Part of the documentary we watched in class on April 23rd, 2012.
This documentary address the tragic story that took place in Los Angeles, California 5 or so years ago. In this film the director, Scott Hamilton Kennedy paints a clear picture of how many people lives are around these community gardens located in Los Angeles. He follows a few individuals on their journey of their day to day life cultivating the earth, to the time when they read the sign posted that they will be evacuated. The owner of the lot decided he wanted to sell the property to someone who wanted to construct warehouses in its place. In the part we viewed in class, we were shown the process that the workers of the land went through to argue their need in keeping the gardens. Their lives and the lives of their families depended on it. But unfortunately, we live in a world where people look to their own needs more than to the needs of others. The owner of the land saw a better opportunity so he went for it and in some sense not really caring who's life was affected by his choice.
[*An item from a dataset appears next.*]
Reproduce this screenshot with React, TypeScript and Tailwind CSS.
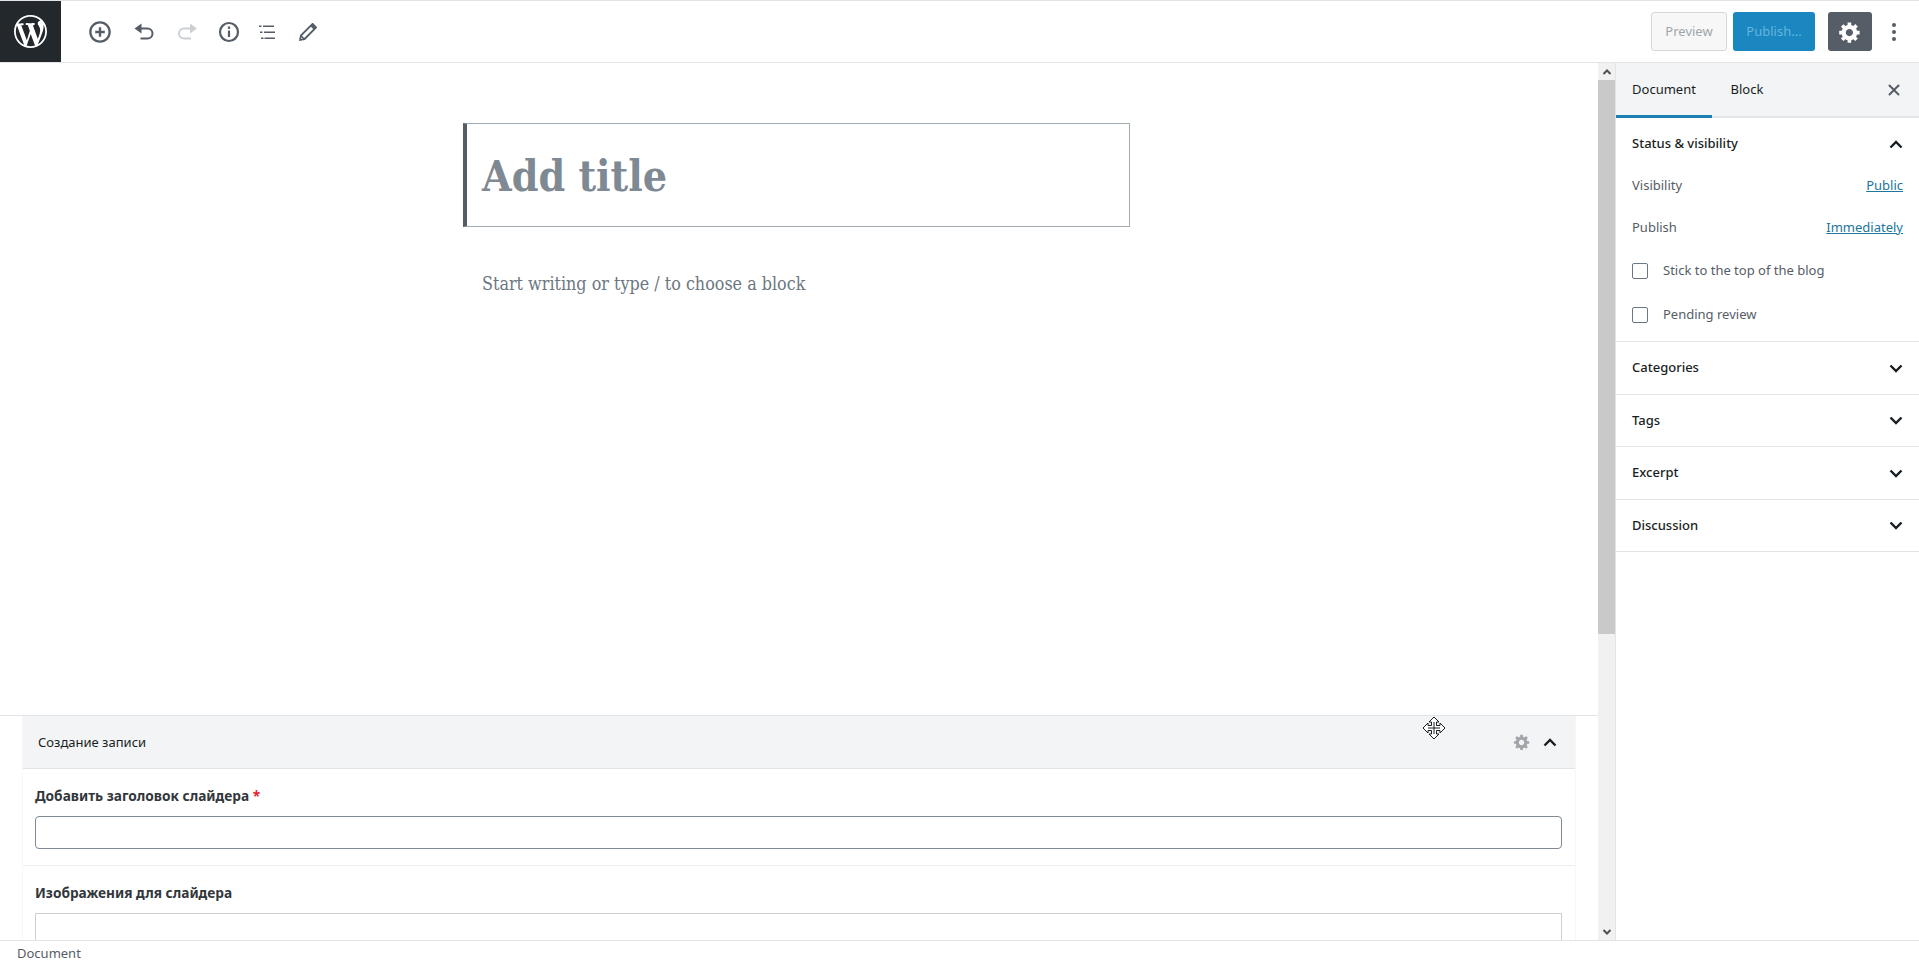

The arguments made in this documentary, are mainly value claims being made about the residents living and working that prosperous land. I myself can speak Spanish fairly fluently and have spent close to four years living in South America. The way they present this culture, in the little bit that I have seen, is correct. So that built credibility for me while I was watching. But this approach plays on your emotions in a strong way. Which was in some sense the purpose of this documentary. The author and producer want you to feel sorry for these people, who have now been taken away from their land for no reason. The land where their gardens once lived and produced fruit is now a dirt field.